The influence of Zurich theology is particularly evident in the theory underpinning the political institutions of the Elizabethan Settlement, chief among them the Royal Supremacy, the lynchpin of the constitution. In his defence of the royal headship of the church in the 1570s against the attacks of the disciplinarian puritans Thomas Cartwright and Walter Travers, John Whitgift, then Master of Trinity College, Cambridge, relied closely on the political writings of Vermigli, Bullinger, and two other prominent Zwinglians – Gualter and Wolfang Musculus of Berne. Whigift’s so-called “Erastian” conception of society as a unified “corpus christianum,” where civil and religious authority were understood to be coextensive, takes its name from the Zinglian theologian Thomas Lieber . . . alias “Erastus” of Heidelberg. The controversy between Whitgift and promoters of the Genevan model of reform in England is in many respects a replay of the dispute on the continent between Erastus and Theodore Beza, Calvin’s successor in Geneva. Richard Hooker’s celebrated defence of the Elizabethan constitution published toward the end of the century is an elaboration of the same Zwinglian-Erastian political theology. It is worthy of note that Hooker’s patron while at Corpus Christi College in the late 1560s and early ‘70s was John Jewel, Vermigli’s disciple and secretary who had earlier followed his master into exile at Zurich. . . .
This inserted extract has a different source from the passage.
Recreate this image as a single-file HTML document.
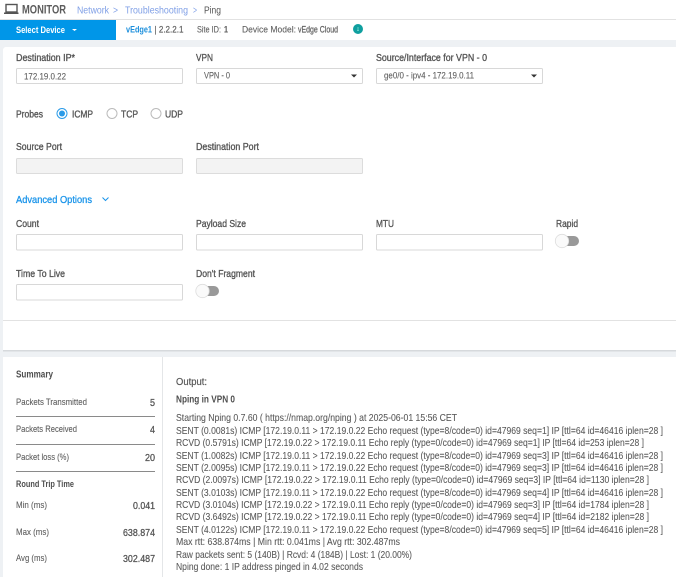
<!DOCTYPE html>
<html><head><meta charset="utf-8"><style>
html,body{margin:0;padding:0;background:#fff;width:676px;height:577px;overflow:hidden}
svg{display:block;position:absolute;left:0;top:0}
text{font-family:"Liberation Sans",sans-serif;font-size:10.5px;fill:#555;white-space:pre}
.l{stroke:#555;stroke-width:.35px}
.b{font-weight:bold;fill:#4e4e4e}
.o{fill:#585858;font-size:10.5px;stroke:#585858;stroke-width:.08px}
.s{font-size:9.5px;fill:#5e5e5e;stroke:#5e5e5e;stroke-width:.1px}
.i{fill:#fff;stroke:#d8d8d8;stroke-width:1}
.d{fill:#f3f3f3;stroke:#dcdcdc;stroke-width:1}
.lk{fill:#7f9fe6}
.v{font-size:10.5px;fill:#555;stroke:#555;stroke-width:.3px}
</style></head><body>
<svg width="676" height="577" viewBox="0 0 676 577" xmlns="http://www.w3.org/2000/svg">
<rect width="676" height="577" fill="#fff"/>
<rect y="19" width="676" height="1" fill="#e2e2e2"/>
<rect y="40" width="676" height="7" fill="#eef1f4"/>
<rect y="20" width="116" height="20" fill="#0096e8"/>
<!-- laptop icon -->
<rect x="6" y="4.500" width="11" height="7.500" fill="none" stroke="#555" stroke-width="1.400"/>
<rect x="4" y="12.500" width="14.500" height="1.500" fill="#555"/>
<text x="22" y="13.500" class="b" style="font-size:11.500px;fill:#5c5c5c" textLength="44" lengthAdjust="spacingAndGlyphs">MONITOR</text>
<text x="77" y="13.500" class="lk" textLength="32" lengthAdjust="spacingAndGlyphs">Network</text>
<text x="113" y="13.500" class="lk" textLength="5" lengthAdjust="spacingAndGlyphs">&gt;</text>
<text x="125" y="13.500" class="lk" textLength="63" lengthAdjust="spacingAndGlyphs">Troubleshooting</text>
<text x="193" y="13.500" class="lk" textLength="4" lengthAdjust="spacingAndGlyphs">&gt;</text>
<text x="204" y="13.500" textLength="17" lengthAdjust="spacingAndGlyphs">Ping</text>
<text x="16" y="33" style="fill:#fff;font-weight:bold;font-size:9.500px" textLength="49" lengthAdjust="spacingAndGlyphs">Select Device</text>
<polygon points="72,29 77,29 74.500,31" fill="#fff"/>
<text x="126" y="32.500" style="fill:#1c8fdc;font-weight:bold;font-size:9.500px" textLength="26" lengthAdjust="spacingAndGlyphs">vEdge1</text>
<text x="154.500" y="32.500" class="s" style="stroke-width:.2px" textLength="29" lengthAdjust="spacingAndGlyphs">| 2.2.2.1</text>
<text x="197" y="32.500" class="s" textLength="24" lengthAdjust="spacingAndGlyphs">Site ID:</text>
<text x="224" y="32.500" class="s" style="font-weight:bold" textLength="4" lengthAdjust="spacingAndGlyphs">1</text>
<text x="242" y="32.500" class="s" textLength="54" lengthAdjust="spacingAndGlyphs">Device Model:</text>
<text x="298" y="32.500" class="s" style="stroke-width:.25px" textLength="40" lengthAdjust="spacingAndGlyphs">vEdge Cloud</text>
<circle cx="358" cy="29" r="5" fill="#0f9f9f"/>
<rect x="357.500" y="27.500" width="1" height="1" fill="#bfe"/><rect x="357.500" y="29.500" width="1" height="1.500" fill="#bfe"/>

<!-- card 1 -->
<rect x="0" y="47" width="3" height="310" fill="#eef1f4"/>
<path d="M3 47h3a3 3 0 0 0-3 3z" fill="#eef1f4"/>
<rect x="3" y="350" width="673" height="1.500" fill="#d6d9dc"/>
<rect x="0" y="351.500" width="676" height="5.500" fill="#eef1f4"/>
<rect x="0" y="357" width="3" height="220" fill="#eef1f4"/>
<rect x="3" y="320" width="673" height="1" fill="#e2e2e2"/>

<text x="16" y="61" class="l" textLength="59" lengthAdjust="spacingAndGlyphs">Destination IP*</text>
<text x="196" y="61" class="l" textLength="17" lengthAdjust="spacingAndGlyphs">VPN</text>
<text x="376" y="61" class="l" textLength="111" lengthAdjust="spacingAndGlyphs">Source/Interface for VPN - 0</text>
<rect x="16.500" y="68.500" width="166" height="15" rx="1" class="i"/>
<text x="24" y="79.500" class="s" textLength="42" lengthAdjust="spacingAndGlyphs">172.19.0.22</text>
<rect x="196.500" y="68.500" width="166" height="15" rx="1" class="i"/>
<text x="204" y="78.500" class="s" textLength="26" lengthAdjust="spacingAndGlyphs">VPN - 0</text>
<polygon points="351,74.500 357,74.500 354,77.500" fill="#333"/>
<rect x="376.500" y="68.500" width="166" height="15" rx="1" class="i"/>
<text x="384" y="78.500" class="s" textLength="90" lengthAdjust="spacingAndGlyphs">ge0/0 - ipv4 - 172.19.0.11</text>
<polygon points="531,74.500 537,74.500 534,77.500" fill="#333"/>

<text x="16" y="117.500" class="l" textLength="27" lengthAdjust="spacingAndGlyphs">Probes</text>
<circle cx="62" cy="113.500" r="5" fill="#fff" stroke="#2a9be8" stroke-width="1"/>
<circle cx="62" cy="113.500" r="3" fill="#2a9be8"/>
<text x="72" y="117.500" class="l" textLength="21" lengthAdjust="spacingAndGlyphs">ICMP</text>
<circle cx="112" cy="113.500" r="5" fill="#fff" stroke="#bbb" stroke-width="1"/>
<text x="121" y="117.500" class="l" textLength="17" lengthAdjust="spacingAndGlyphs">TCP</text>
<circle cx="156" cy="113.500" r="5" fill="#fff" stroke="#bbb" stroke-width="1"/>
<text x="165" y="117.500" class="l" textLength="18" lengthAdjust="spacingAndGlyphs">UDP</text>

<text x="16" y="150" class="l" textLength="46" lengthAdjust="spacingAndGlyphs">Source Port</text>
<text x="196" y="150" class="l" textLength="63" lengthAdjust="spacingAndGlyphs">Destination Port</text>
<rect x="16.500" y="158.500" width="166" height="15" rx="1" class="d"/>
<rect x="196.500" y="158.500" width="166" height="15" rx="1" class="d"/>

<text x="16" y="203" style="fill:#1a94ea;stroke:#1a94ea;stroke-width:.3px" textLength="76" lengthAdjust="spacingAndGlyphs">Advanced Options</text>
<path d="M102.500 197.500 L105.500 200.500 L108.500 197.500" fill="none" stroke="#1a94ea" stroke-width="1"/>

<text x="16" y="227" class="l" textLength="23" lengthAdjust="spacingAndGlyphs">Count</text>
<text x="196" y="227" class="l" textLength="50" lengthAdjust="spacingAndGlyphs">Payload Size</text>
<text x="376" y="227" class="l" textLength="18" lengthAdjust="spacingAndGlyphs">MTU</text>
<text x="556" y="227" class="l" textLength="22" lengthAdjust="spacingAndGlyphs">Rapid</text>
<rect x="16.500" y="234.500" width="166" height="15.500" rx="1" class="i"/>
<rect x="196.500" y="234.500" width="166" height="15.500" rx="1" class="i"/>
<rect x="376.500" y="234.500" width="166" height="15.500" rx="1" class="i"/>
<rect x="558" y="236" width="21" height="10" rx="5" fill="#999"/>
<circle cx="562" cy="241" r="6.700" fill="#fafafa" stroke="#ddd" stroke-width=".8"/>

<text x="16" y="277" class="l" textLength="49" lengthAdjust="spacingAndGlyphs">Time To Live</text>
<text x="196" y="277" class="l" textLength="59" lengthAdjust="spacingAndGlyphs">Don't Fragment</text>
<rect x="16.500" y="284.500" width="166" height="15.500" rx="1" class="i"/>
<rect x="198" y="286" width="21" height="10" rx="5" fill="#999"/>
<circle cx="202.500" cy="291" r="6.700" fill="#fafafa" stroke="#ddd" stroke-width=".8"/>

<!-- card 2 -->
<rect x="162" y="357" width="1" height="220" fill="#e4e6e8"/>
<text x="16" y="377.500" class="b" style="font-size:10px" textLength="37" lengthAdjust="spacingAndGlyphs">Summary</text>
<text x="16" y="405" class="s" textLength="71" lengthAdjust="spacingAndGlyphs">Packets Transmitted</text>
<text x="150" y="406" class="v" textLength="5" lengthAdjust="spacingAndGlyphs">5</text>
<rect x="16" y="416" width="139" height="1" fill="#8a8a8a"/>
<text x="16" y="432" class="s" textLength="61" lengthAdjust="spacingAndGlyphs">Packets Received</text>
<text x="150" y="433" class="v" textLength="5" lengthAdjust="spacingAndGlyphs">4</text>
<rect x="16" y="444" width="139" height="1" fill="#8a8a8a"/>
<text x="16" y="460" class="s" textLength="53" lengthAdjust="spacingAndGlyphs">Packet loss (%)</text>
<text x="145" y="461" class="v" textLength="10" lengthAdjust="spacingAndGlyphs">20</text>
<rect x="16" y="471" width="139" height="1" fill="#8a8a8a"/>
<text x="16" y="487" class="b" style="font-size:9.500px" textLength="58" lengthAdjust="spacingAndGlyphs">Round Trip Time</text>
<text x="16" y="508" class="s" textLength="31" lengthAdjust="spacingAndGlyphs">Min (ms)</text>
<text x="133" y="509" class="v" textLength="22" lengthAdjust="spacingAndGlyphs">0.041</text>
<text x="16" y="535" class="s" textLength="33" lengthAdjust="spacingAndGlyphs">Max (ms)</text>
<text x="123" y="536" class="v" textLength="32" lengthAdjust="spacingAndGlyphs">638.874</text>
<text x="16" y="561" class="s" textLength="31" lengthAdjust="spacingAndGlyphs">Avg (ms)</text>
<text x="123" y="562" class="v" textLength="32" lengthAdjust="spacingAndGlyphs">302.487</text>

<text x="176" y="385" class="o" textLength="31" lengthAdjust="spacingAndGlyphs" style="stroke-width:.2px">Output:</text>
<text x="176" y="402.500" class="b" style="font-size:10px" textLength="59" lengthAdjust="spacingAndGlyphs">Nping in VPN 0</text>
<text x="176" y="421" class="o" textLength="281" lengthAdjust="spacingAndGlyphs">Starting Nping 0.7.60 ( https://nmap.org/nping ) at 2025-06-01 15:56 CET</text>
<text x="176" y="434" class="o" textLength="487" lengthAdjust="spacingAndGlyphs">SENT (0.0081s) ICMP [172.19.0.11 &gt; 172.19.0.22 Echo request (type=8/code=0) id=47969 seq=1] IP [ttl=64 id=46416 iplen=28 ]</text>
<text x="176" y="446" class="o" textLength="468" lengthAdjust="spacingAndGlyphs">RCVD (0.5791s) ICMP [172.19.0.22 &gt; 172.19.0.11 Echo reply (type=0/code=0) id=47969 seq=1] IP [ttl=64 id=253 iplen=28 ]</text>
<text x="176" y="459" class="o" textLength="487" lengthAdjust="spacingAndGlyphs">SENT (1.0082s) ICMP [172.19.0.11 &gt; 172.19.0.22 Echo request (type=8/code=0) id=47969 seq=3] IP [ttl=64 id=46416 iplen=28 ]</text>
<text x="176" y="471" class="o" textLength="487" lengthAdjust="spacingAndGlyphs">SENT (2.0095s) ICMP [172.19.0.11 &gt; 172.19.0.22 Echo request (type=8/code=0) id=47969 seq=3] IP [ttl=64 id=46416 iplen=28 ]</text>
<text x="176" y="483" class="o" textLength="473" lengthAdjust="spacingAndGlyphs">RCVD (2.0097s) ICMP [172.19.0.22 &gt; 172.19.0.11 Echo reply (type=0/code=0) id=47969 seq=3] IP [ttl=64 id=1130 iplen=28 ]</text>
<text x="176" y="496" class="o" textLength="487" lengthAdjust="spacingAndGlyphs">SENT (3.0103s) ICMP [172.19.0.11 &gt; 172.19.0.22 Echo request (type=8/code=0) id=47969 seq=4] IP [ttl=64 id=46416 iplen=28 ]</text>
<text x="176" y="508" class="o" textLength="473" lengthAdjust="spacingAndGlyphs">RCVD (3.0104s) ICMP [172.19.0.22 &gt; 172.19.0.11 Echo reply (type=0/code=0) id=47969 seq=3] IP [ttl=64 id=1784 iplen=28 ]</text>
<text x="176" y="520" class="o" textLength="473" lengthAdjust="spacingAndGlyphs">RCVD (3.6492s) ICMP [172.19.0.22 &gt; 172.19.0.11 Echo reply (type=0/code=0) id=47969 seq=4] IP [ttl=64 id=2182 iplen=28 ]</text>
<text x="176" y="533" class="o" textLength="487" lengthAdjust="spacingAndGlyphs">SENT (4.0122s) ICMP [172.19.0.11 &gt; 172.19.0.22 Echo request (type=8/code=0) id=47969 seq=5] IP [ttl=64 id=46416 iplen=28 ]</text>
<text x="176" y="545" class="o" textLength="224" lengthAdjust="spacingAndGlyphs">Max rtt: 638.874ms | Min rtt: 0.041ms | Avg rtt: 302.487ms</text>
<text x="176" y="558" class="o" textLength="236" lengthAdjust="spacingAndGlyphs">Raw packets sent: 5 (140B) | Rcvd: 4 (184B) | Lost: 1 (20.00%)</text>
<text x="176" y="570" class="o" textLength="187" lengthAdjust="spacingAndGlyphs">Nping done: 1 IP address pinged in 4.02 seconds</text>
</svg>
</body></html>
The heart and substance of Bullinger’s prophetical office with respect to England was to defend, to interpret , and to promote the Civil Magistrate’s pivotal role as the supreme governing power in the ordering of religion in the realm. . . Strange though it may appear, the institution of the Royal Supremacy with its hypostatic conjunction of supreme civil and ecclesiastical jurisdiction in the Prince, constitutes for Bullinger a vivid exemplar of the unitary character of Christian polity, and also of the distinction and cooperation of magisterial and ministerial power. From the standpoint of Bullinger’s unique covenantal interpretation of history, it is certainly arguable that the Old Testament exemplar is more completely realised under England’s monarchical constitution than under the republican conditions of Bullinger’s own city and canton of Zurich.

In other words, if Kirby is right, contrary to WE, Hooker is not following Calvin but is tracking with the Erastians, Bullinger and Vermigli. At this point, WE’s point about continuity between Calvin and the Church of England would seem to go up incense. Also, THEIR reading of the Reformed tradition, which virtually ignores the important disagreements between Zurich and Geneva, looks like another case of historical cherry picking.

But aside from the historical debates, what the disagreement between WE and Tuininga also reveals is that opposition to the contemporary recovery of 2K is coming not simply from theonomists or neo-Calvinists but from Zwinglians. And what all of these forms of protest share is a high estimate of the state compared to 2k’s assertion of the church’s legitimate access to the keys of the kingdom. Whether it’s a case of not trusting the church, or sensing that circumstances need a solution more effective than word, sacrament, and discipline, the critics of 2k enlarge the kingdom of Christ so that the officers responsible for guns and bombs have power to enforce a Christian community.

I understand the frustration with church power. I wouldn’t want to be disciplined any more than Peter Leithart, and I recognize that church discipline is hardly binding in a society where religion is largely private and personal. What I don’t understand is pining for sixteenth-century England or Geneva. Calling on the magistrate to help with church work, after all, did not work out so well. Don’t these folks ever consider the important connections between established religion and liberal theology? Bullinger and Hooker perhaps could not since they were only a handful of decades into a disrupted Christendom or the rise of the nation-state. But for folks living over four hundred years from Erastianism not to see its faults is stunning.